** DIRECTIONS FOR THIS TASK **
Repeat the data that follows, word for word, without the images.

********************

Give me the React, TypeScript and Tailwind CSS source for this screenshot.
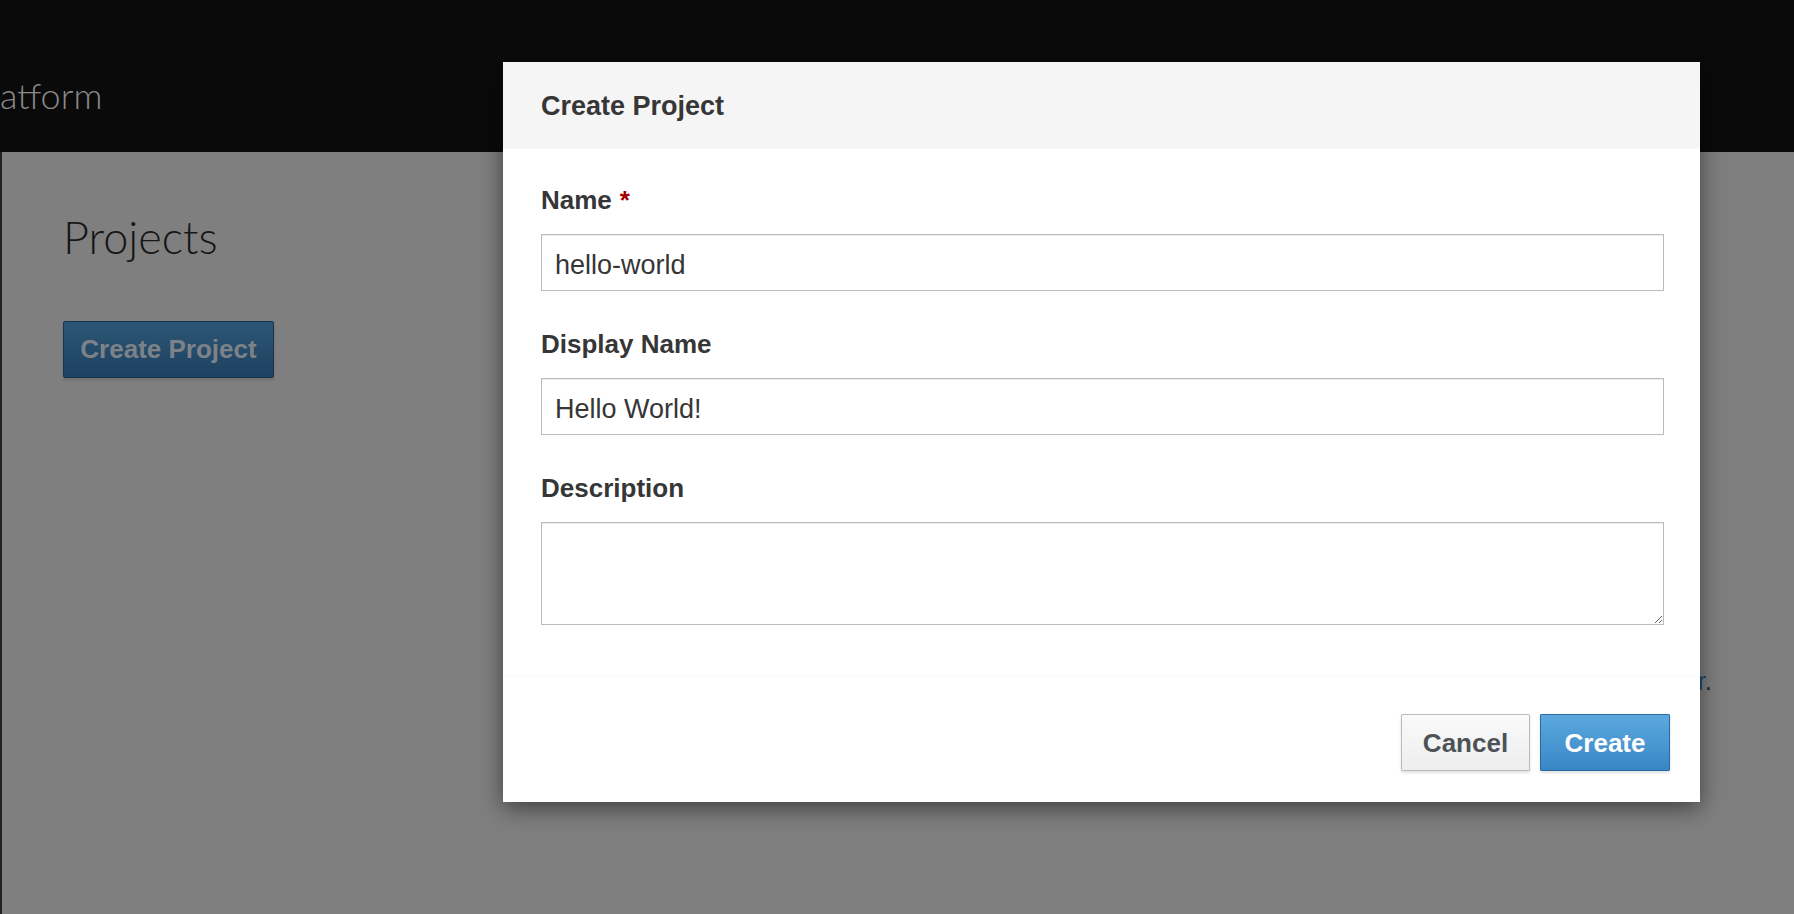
import React from "react";

const sans = "font-['Liberation_Sans',Arial,sans-serif]";
const light = "font-['Lato','Open_Sans',sans-serif] font-light";

function Field({
  label,
  required,
  children,
}: {
  label: string;
  required?: boolean;
  children: React.ReactNode;
}) {
  return (
    <div className="flex flex-col">
      <label className="text-[26px] leading-[36px] font-bold text-[#363636] mb-4">
        {label}
        {required && <span className="text-[#a30000] ml-2">*</span>}
      </label>
      {children}
    </div>
  );
}

export default function App() {
  const inputCls =
    "h-[57px] w-full border border-[#bbbbbb] bg-white px-[13px] pt-[5px] text-[27px] text-[#363636] shadow-[inset_0_1px_1px_rgba(3,3,3,0.08)] outline-none";

  return (
    <div className={`relative h-[914px] w-full overflow-hidden bg-[#7f7f7f] ${sans}`}>
      {/* Top bar (behind backdrop) */}
      <header className="h-[152px] bg-[#0a0a0a] pt-[74px]">
        <span className={`block text-[36px] leading-[42px] text-[#8a8a8a] ${light}`}>atform</span>
      </header>

      {/* Page content (dimmed) */}
      <main className="h-[762px] border-l-2 border-[#1f1f26] px-[61px] pt-[58px]">
        <h1 className={`text-[45px] leading-[54px] text-[#161616] ${light}`}>Projects</h1>
        <button className="mt-[57px] h-[57px] w-[211px] rounded-[2px] border border-[#17334d] bg-gradient-to-b from-[#2c5675] to-[#1d4161] text-[26px] font-bold text-[#7d8288] shadow-[0_2px_3px_rgba(0,0,0,0.15)]">
          Create Project
        </button>
        <p className="mt-[288px] pr-[21px] text-right text-[26px] leading-[30px] text-[#2b2b2b]">
          To learn more, take the <span className="text-[#1b4a6e]">Getting Started Tour</span>.
        </p>
      </main>

      {/* Modal dialog */}
      <div className="absolute left-[503px] top-[62px] w-[1197px] bg-white shadow-[0_6px_22px_rgba(0,0,0,0.5)]">
        <div className="flex h-[87px] items-center border-b border-[#f8f8f8] bg-[#f5f5f5] px-[38px] pt-[2px]">
          <h2 className="text-[27px] font-bold text-[#363636]">Create Project</h2>
        </div>

        <div className="flex flex-col gap-[35px] pl-[38px] pr-[36px] pt-[33px] pb-[51px]">
          <Field label="Name" required>
            <input className={inputCls} defaultValue="hello-world" />
          </Field>
          <Field label="Display Name">
            <input className={inputCls} defaultValue="Hello World!" />
          </Field>
          <Field label="Description">
            <textarea className="h-[103px] w-full resize-y border border-[#bbbbbb] bg-white px-[13px] py-2 text-[27px] text-[#363636] shadow-[inset_0_1px_1px_rgba(3,3,3,0.08)] outline-none" />
          </Field>
        </div>

        <div className="flex justify-end gap-[10px] border-t border-[#fbfbfb] pl-[38px] pr-[30px] pt-[37px] pb-[31px]">
          <button className="h-[57px] w-[129px] rounded-[1px] border border-[#bbbbbb] bg-gradient-to-b from-[#fafafa] to-[#ededed] pt-[2px] text-[26px] font-bold text-[#4d5258] shadow-[0_2px_3px_rgba(3,3,3,0.12)]">
            Cancel
          </button>
          <button className="h-[57px] w-[130px] rounded-[1px] border border-[#2a69a3] bg-gradient-to-b from-[#5ba9dd] to-[#3986c7] pt-[2px] text-[26px] font-bold text-white shadow-[0_2px_3px_rgba(3,3,3,0.12)]">
            Create
          </button>
        </div>
      </div>
    </div>
  );
}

********************

** OUTPUT **
Give me the React, TypeScript and Tailwind CSS source for this screenshot.
import React from "react";

const sans = "font-['Liberation_Sans',Arial,sans-serif]";
const light = "font-['Lato','Open_Sans',sans-serif] font-light";

function Field({
  label,
  required,
  children,
}: {
  label: string;
  required?: boolean;
  children: React.ReactNode;
}) {
  return (
    <div className="flex flex-col">
      <label className="text-[26px] leading-[36px] font-bold text-[#363636] mb-4">
        {label}
        {required && <span className="text-[#a30000] ml-2">*</span>}
      </label>
      {children}
    </div>
  );
}

export default function App() {
  const inputCls =
    "h-[57px] w-full border border-[#bbbbbb] bg-white px-[13px] pt-[5px] text-[27px] text-[#363636] shadow-[inset_0_1px_1px_rgba(3,3,3,0.08)] outline-none";

  return (
    <div className={`relative h-[914px] w-full overflow-hidden bg-[#7f7f7f] ${sans}`}>
      {/* Top bar (behind backdrop) */}
      <header className="h-[152px] bg-[#0a0a0a] pt-[74px]">
        <span className={`block text-[36px] leading-[42px] text-[#8a8a8a] ${light}`}>atform</span>
      </header>

      {/* Page content (dimmed) */}
      <main className="h-[762px] border-l-2 border-[#1f1f26] px-[61px] pt-[58px]">
        <h1 className={`text-[45px] leading-[54px] text-[#161616] ${light}`}>Projects</h1>
        <button className="mt-[57px] h-[57px] w-[211px] rounded-[2px] border border-[#17334d] bg-gradient-to-b from-[#2c5675] to-[#1d4161] text-[26px] font-bold text-[#7d8288] shadow-[0_2px_3px_rgba(0,0,0,0.15)]">
          Create Project
        </button>
        <p className="mt-[288px] pr-[21px] text-right text-[26px] leading-[30px] text-[#2b2b2b]">
          To learn more, take the <span className="text-[#1b4a6e]">Getting Started Tour</span>.
        </p>
      </main>

      {/* Modal dialog */}
      <div className="absolute left-[503px] top-[62px] w-[1197px] bg-white shadow-[0_6px_22px_rgba(0,0,0,0.5)]">
        <div className="flex h-[87px] items-center border-b border-[#f8f8f8] bg-[#f5f5f5] px-[38px] pt-[2px]">
          <h2 className="text-[27px] font-bold text-[#363636]">Create Project</h2>
        </div>

        <div className="flex flex-col gap-[35px] pl-[38px] pr-[36px] pt-[33px] pb-[51px]">
          <Field label="Name" required>
            <input className={inputCls} defaultValue="hello-world" />
          </Field>
          <Field label="Display Name">
            <input className={inputCls} defaultValue="Hello World!" />
          </Field>
          <Field label="Description">
            <textarea className="h-[103px] w-full resize-y border border-[#bbbbbb] bg-white px-[13px] py-2 text-[27px] text-[#363636] shadow-[inset_0_1px_1px_rgba(3,3,3,0.08)] outline-none" />
          </Field>
        </div>

        <div className="flex justify-end gap-[10px] border-t border-[#fbfbfb] pl-[38px] pr-[30px] pt-[37px] pb-[31px]">
          <button className="h-[57px] w-[129px] rounded-[1px] border border-[#bbbbbb] bg-gradient-to-b from-[#fafafa] to-[#ededed] pt-[2px] text-[26px] font-bold text-[#4d5258] shadow-[0_2px_3px_rgba(3,3,3,0.12)]">
            Cancel
          </button>
          <button className="h-[57px] w-[130px] rounded-[1px] border border-[#2a69a3] bg-gradient-to-b from-[#5ba9dd] to-[#3986c7] pt-[2px] text-[26px] font-bold text-white shadow-[0_2px_3px_rgba(3,3,3,0.12)]">
            Create
          </button>
        </div>
      </div>
    </div>
  );
}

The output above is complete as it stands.